■ What is asked: Write out every line of the material as it stands, apart from the pictures.
╭──
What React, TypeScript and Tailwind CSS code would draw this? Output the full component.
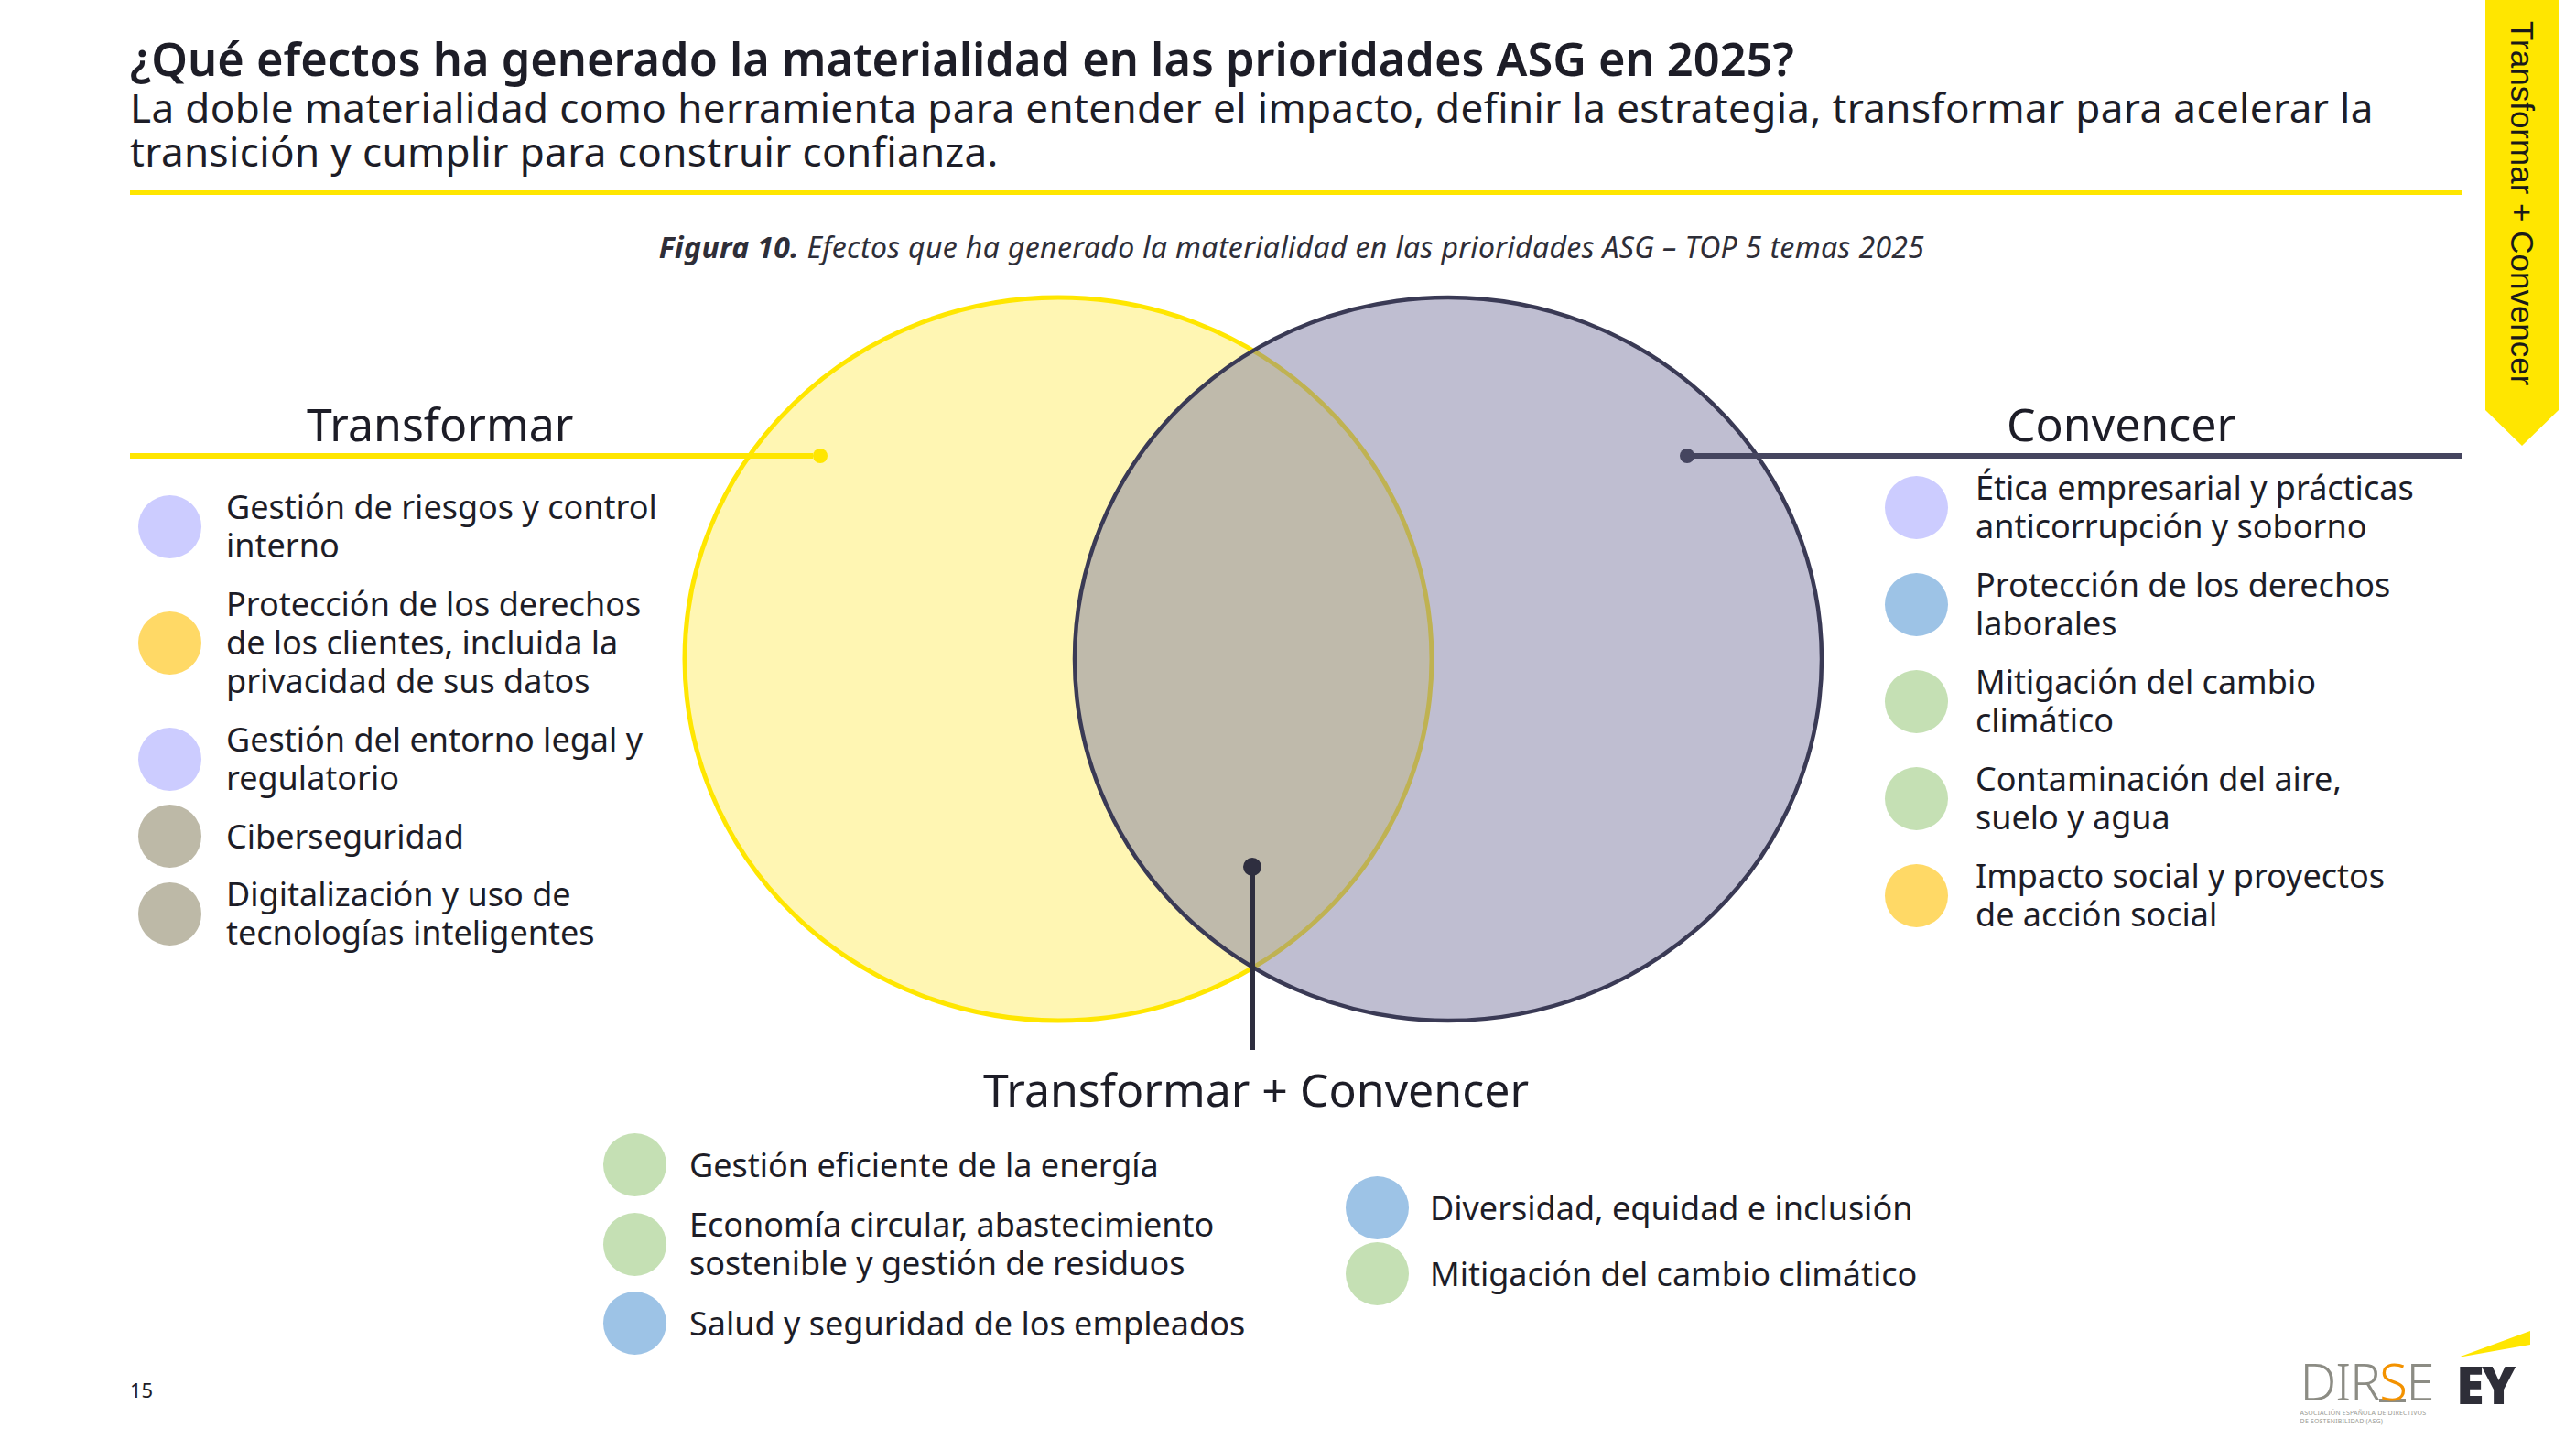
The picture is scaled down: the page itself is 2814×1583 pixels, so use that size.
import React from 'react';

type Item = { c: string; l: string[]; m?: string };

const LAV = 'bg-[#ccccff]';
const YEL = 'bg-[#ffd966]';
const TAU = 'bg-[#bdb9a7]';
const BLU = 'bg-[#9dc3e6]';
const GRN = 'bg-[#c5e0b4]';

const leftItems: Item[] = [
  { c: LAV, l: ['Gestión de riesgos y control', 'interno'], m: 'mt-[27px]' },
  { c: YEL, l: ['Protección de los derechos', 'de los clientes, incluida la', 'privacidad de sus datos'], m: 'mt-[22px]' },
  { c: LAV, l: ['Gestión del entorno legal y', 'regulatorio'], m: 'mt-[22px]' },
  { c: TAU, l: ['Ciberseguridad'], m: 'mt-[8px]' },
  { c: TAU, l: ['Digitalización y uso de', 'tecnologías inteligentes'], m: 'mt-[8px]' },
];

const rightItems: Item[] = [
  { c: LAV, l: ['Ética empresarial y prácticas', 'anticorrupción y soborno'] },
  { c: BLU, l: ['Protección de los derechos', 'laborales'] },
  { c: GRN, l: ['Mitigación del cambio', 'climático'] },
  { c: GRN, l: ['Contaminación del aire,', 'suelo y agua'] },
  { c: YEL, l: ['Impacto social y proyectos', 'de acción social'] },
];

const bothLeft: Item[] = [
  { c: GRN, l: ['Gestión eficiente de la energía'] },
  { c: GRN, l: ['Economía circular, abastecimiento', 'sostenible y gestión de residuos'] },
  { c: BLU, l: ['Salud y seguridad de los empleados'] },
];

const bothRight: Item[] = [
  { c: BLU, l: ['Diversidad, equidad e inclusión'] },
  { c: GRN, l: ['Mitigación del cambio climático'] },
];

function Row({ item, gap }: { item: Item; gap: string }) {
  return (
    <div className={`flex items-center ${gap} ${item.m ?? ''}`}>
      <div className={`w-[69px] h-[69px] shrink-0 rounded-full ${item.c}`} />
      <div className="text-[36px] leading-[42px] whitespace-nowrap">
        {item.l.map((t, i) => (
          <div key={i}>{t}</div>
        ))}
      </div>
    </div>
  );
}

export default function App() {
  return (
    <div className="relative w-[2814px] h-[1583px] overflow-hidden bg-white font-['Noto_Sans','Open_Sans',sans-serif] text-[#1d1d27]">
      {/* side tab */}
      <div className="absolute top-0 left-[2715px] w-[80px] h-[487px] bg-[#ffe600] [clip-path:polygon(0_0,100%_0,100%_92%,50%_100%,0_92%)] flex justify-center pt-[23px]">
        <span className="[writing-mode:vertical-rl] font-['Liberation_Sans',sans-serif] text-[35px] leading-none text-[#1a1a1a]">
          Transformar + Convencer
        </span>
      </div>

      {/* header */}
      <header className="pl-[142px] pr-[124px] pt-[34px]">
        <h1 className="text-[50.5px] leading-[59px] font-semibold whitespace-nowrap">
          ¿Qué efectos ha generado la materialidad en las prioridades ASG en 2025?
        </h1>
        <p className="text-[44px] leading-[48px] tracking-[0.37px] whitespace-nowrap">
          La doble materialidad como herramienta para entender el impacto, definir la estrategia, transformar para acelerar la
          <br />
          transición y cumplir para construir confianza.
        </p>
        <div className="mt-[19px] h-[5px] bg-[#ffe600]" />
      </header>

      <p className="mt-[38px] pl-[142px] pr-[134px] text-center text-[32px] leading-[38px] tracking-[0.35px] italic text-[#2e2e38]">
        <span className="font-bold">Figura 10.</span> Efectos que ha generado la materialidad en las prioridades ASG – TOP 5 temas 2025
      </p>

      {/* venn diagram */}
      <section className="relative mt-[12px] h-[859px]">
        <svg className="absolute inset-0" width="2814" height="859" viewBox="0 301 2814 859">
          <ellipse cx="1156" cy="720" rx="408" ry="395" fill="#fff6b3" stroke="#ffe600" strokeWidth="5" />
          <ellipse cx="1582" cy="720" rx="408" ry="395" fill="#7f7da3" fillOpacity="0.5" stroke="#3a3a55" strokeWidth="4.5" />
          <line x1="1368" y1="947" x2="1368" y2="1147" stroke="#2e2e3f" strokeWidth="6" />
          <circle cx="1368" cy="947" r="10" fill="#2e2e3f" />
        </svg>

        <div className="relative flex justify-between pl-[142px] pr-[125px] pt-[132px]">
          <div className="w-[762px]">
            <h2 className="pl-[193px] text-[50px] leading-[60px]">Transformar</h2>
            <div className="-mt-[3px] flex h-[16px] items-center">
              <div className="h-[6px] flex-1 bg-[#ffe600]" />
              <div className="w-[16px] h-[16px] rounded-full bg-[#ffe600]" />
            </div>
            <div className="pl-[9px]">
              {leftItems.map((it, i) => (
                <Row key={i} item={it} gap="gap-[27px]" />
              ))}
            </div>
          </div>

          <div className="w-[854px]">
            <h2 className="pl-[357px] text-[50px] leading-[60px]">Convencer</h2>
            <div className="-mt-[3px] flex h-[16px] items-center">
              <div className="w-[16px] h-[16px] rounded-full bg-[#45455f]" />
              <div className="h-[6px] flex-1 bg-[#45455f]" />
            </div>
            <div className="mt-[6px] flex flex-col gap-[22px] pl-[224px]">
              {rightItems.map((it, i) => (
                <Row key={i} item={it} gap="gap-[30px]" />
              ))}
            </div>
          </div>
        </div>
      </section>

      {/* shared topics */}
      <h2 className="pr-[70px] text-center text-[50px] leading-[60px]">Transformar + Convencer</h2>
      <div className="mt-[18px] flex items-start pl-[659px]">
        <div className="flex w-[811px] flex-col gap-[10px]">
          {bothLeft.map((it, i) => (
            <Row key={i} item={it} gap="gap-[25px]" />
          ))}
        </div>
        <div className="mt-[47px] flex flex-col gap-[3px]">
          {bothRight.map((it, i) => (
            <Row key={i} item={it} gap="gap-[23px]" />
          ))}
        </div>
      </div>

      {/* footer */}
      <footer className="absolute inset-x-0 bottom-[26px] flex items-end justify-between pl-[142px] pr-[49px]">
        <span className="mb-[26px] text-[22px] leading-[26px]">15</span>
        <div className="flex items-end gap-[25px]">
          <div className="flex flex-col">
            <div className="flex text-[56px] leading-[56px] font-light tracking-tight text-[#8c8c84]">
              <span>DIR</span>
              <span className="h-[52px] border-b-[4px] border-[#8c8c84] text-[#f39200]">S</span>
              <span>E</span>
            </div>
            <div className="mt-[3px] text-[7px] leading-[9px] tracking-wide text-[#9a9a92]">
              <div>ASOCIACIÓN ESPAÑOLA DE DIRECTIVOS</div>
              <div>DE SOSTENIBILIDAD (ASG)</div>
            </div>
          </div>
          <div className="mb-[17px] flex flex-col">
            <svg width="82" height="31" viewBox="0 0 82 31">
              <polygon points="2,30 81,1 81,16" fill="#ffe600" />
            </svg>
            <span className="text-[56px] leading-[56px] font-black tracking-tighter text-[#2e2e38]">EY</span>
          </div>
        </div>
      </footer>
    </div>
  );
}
╰──
■ Response:
What React, TypeScript and Tailwind CSS code would draw this? Output the full component.
The picture is scaled down: the page itself is 2814×1583 pixels, so use that size.
import React from 'react';

type Item = { c: string; l: string[]; m?: string };

const LAV = 'bg-[#ccccff]';
const YEL = 'bg-[#ffd966]';
const TAU = 'bg-[#bdb9a7]';
const BLU = 'bg-[#9dc3e6]';
const GRN = 'bg-[#c5e0b4]';

const leftItems: Item[] = [
  { c: LAV, l: ['Gestión de riesgos y control', 'interno'], m: 'mt-[27px]' },
  { c: YEL, l: ['Protección de los derechos', 'de los clientes, incluida la', 'privacidad de sus datos'], m: 'mt-[22px]' },
  { c: LAV, l: ['Gestión del entorno legal y', 'regulatorio'], m: 'mt-[22px]' },
  { c: TAU, l: ['Ciberseguridad'], m: 'mt-[8px]' },
  { c: TAU, l: ['Digitalización y uso de', 'tecnologías inteligentes'], m: 'mt-[8px]' },
];

const rightItems: Item[] = [
  { c: LAV, l: ['Ética empresarial y prácticas', 'anticorrupción y soborno'] },
  { c: BLU, l: ['Protección de los derechos', 'laborales'] },
  { c: GRN, l: ['Mitigación del cambio', 'climático'] },
  { c: GRN, l: ['Contaminación del aire,', 'suelo y agua'] },
  { c: YEL, l: ['Impacto social y proyectos', 'de acción social'] },
];

const bothLeft: Item[] = [
  { c: GRN, l: ['Gestión eficiente de la energía'] },
  { c: GRN, l: ['Economía circular, abastecimiento', 'sostenible y gestión de residuos'] },
  { c: BLU, l: ['Salud y seguridad de los empleados'] },
];

const bothRight: Item[] = [
  { c: BLU, l: ['Diversidad, equidad e inclusión'] },
  { c: GRN, l: ['Mitigación del cambio climático'] },
];

function Row({ item, gap }: { item: Item; gap: string }) {
  return (
    <div className={`flex items-center ${gap} ${item.m ?? ''}`}>
      <div className={`w-[69px] h-[69px] shrink-0 rounded-full ${item.c}`} />
      <div className="text-[36px] leading-[42px] whitespace-nowrap">
        {item.l.map((t, i) => (
          <div key={i}>{t}</div>
        ))}
      </div>
    </div>
  );
}

export default function App() {
  return (
    <div className="relative w-[2814px] h-[1583px] overflow-hidden bg-white font-['Noto_Sans','Open_Sans',sans-serif] text-[#1d1d27]">
      {/* side tab */}
      <div className="absolute top-0 left-[2715px] w-[80px] h-[487px] bg-[#ffe600] [clip-path:polygon(0_0,100%_0,100%_92%,50%_100%,0_92%)] flex justify-center pt-[23px]">
        <span className="[writing-mode:vertical-rl] font-['Liberation_Sans',sans-serif] text-[35px] leading-none text-[#1a1a1a]">
          Transformar + Convencer
        </span>
      </div>

      {/* header */}
      <header className="pl-[142px] pr-[124px] pt-[34px]">
        <h1 className="text-[50.5px] leading-[59px] font-semibold whitespace-nowrap">
          ¿Qué efectos ha generado la materialidad en las prioridades ASG en 2025?
        </h1>
        <p className="text-[44px] leading-[48px] tracking-[0.37px] whitespace-nowrap">
          La doble materialidad como herramienta para entender el impacto, definir la estrategia, transformar para acelerar la
          <br />
          transición y cumplir para construir confianza.
        </p>
        <div className="mt-[19px] h-[5px] bg-[#ffe600]" />
      </header>

      <p className="mt-[38px] pl-[142px] pr-[134px] text-center text-[32px] leading-[38px] tracking-[0.35px] italic text-[#2e2e38]">
        <span className="font-bold">Figura 10.</span> Efectos que ha generado la materialidad en las prioridades ASG – TOP 5 temas 2025
      </p>

      {/* venn diagram */}
      <section className="relative mt-[12px] h-[859px]">
        <svg className="absolute inset-0" width="2814" height="859" viewBox="0 301 2814 859">
          <ellipse cx="1156" cy="720" rx="408" ry="395" fill="#fff6b3" stroke="#ffe600" strokeWidth="5" />
          <ellipse cx="1582" cy="720" rx="408" ry="395" fill="#7f7da3" fillOpacity="0.5" stroke="#3a3a55" strokeWidth="4.5" />
          <line x1="1368" y1="947" x2="1368" y2="1147" stroke="#2e2e3f" strokeWidth="6" />
          <circle cx="1368" cy="947" r="10" fill="#2e2e3f" />
        </svg>

        <div className="relative flex justify-between pl-[142px] pr-[125px] pt-[132px]">
          <div className="w-[762px]">
            <h2 className="pl-[193px] text-[50px] leading-[60px]">Transformar</h2>
            <div className="-mt-[3px] flex h-[16px] items-center">
              <div className="h-[6px] flex-1 bg-[#ffe600]" />
              <div className="w-[16px] h-[16px] rounded-full bg-[#ffe600]" />
            </div>
            <div className="pl-[9px]">
              {leftItems.map((it, i) => (
                <Row key={i} item={it} gap="gap-[27px]" />
              ))}
            </div>
          </div>

          <div className="w-[854px]">
            <h2 className="pl-[357px] text-[50px] leading-[60px]">Convencer</h2>
            <div className="-mt-[3px] flex h-[16px] items-center">
              <div className="w-[16px] h-[16px] rounded-full bg-[#45455f]" />
              <div className="h-[6px] flex-1 bg-[#45455f]" />
            </div>
            <div className="mt-[6px] flex flex-col gap-[22px] pl-[224px]">
              {rightItems.map((it, i) => (
                <Row key={i} item={it} gap="gap-[30px]" />
              ))}
            </div>
          </div>
        </div>
      </section>

      {/* shared topics */}
      <h2 className="pr-[70px] text-center text-[50px] leading-[60px]">Transformar + Convencer</h2>
      <div className="mt-[18px] flex items-start pl-[659px]">
        <div className="flex w-[811px] flex-col gap-[10px]">
          {bothLeft.map((it, i) => (
            <Row key={i} item={it} gap="gap-[25px]" />
          ))}
        </div>
        <div className="mt-[47px] flex flex-col gap-[3px]">
          {bothRight.map((it, i) => (
            <Row key={i} item={it} gap="gap-[23px]" />
          ))}
        </div>
      </div>

      {/* footer */}
      <footer className="absolute inset-x-0 bottom-[26px] flex items-end justify-between pl-[142px] pr-[49px]">
        <span className="mb-[26px] text-[22px] leading-[26px]">15</span>
        <div className="flex items-end gap-[25px]">
          <div className="flex flex-col">
            <div className="flex text-[56px] leading-[56px] font-light tracking-tight text-[#8c8c84]">
              <span>DIR</span>
              <span className="h-[52px] border-b-[4px] border-[#8c8c84] text-[#f39200]">S</span>
              <span>E</span>
            </div>
            <div className="mt-[3px] text-[7px] leading-[9px] tracking-wide text-[#9a9a92]">
              <div>ASOCIACIÓN ESPAÑOLA DE DIRECTIVOS</div>
              <div>DE SOSTENIBILIDAD (ASG)</div>
            </div>
          </div>
          <div className="mb-[17px] flex flex-col">
            <svg width="82" height="31" viewBox="0 0 82 31">
              <polygon points="2,30 81,1 81,16" fill="#ffe600" />
            </svg>
            <span className="text-[56px] leading-[56px] font-black tracking-tighter text-[#2e2e38]">EY</span>
          </div>
        </div>
      </footer>
    </div>
  );
}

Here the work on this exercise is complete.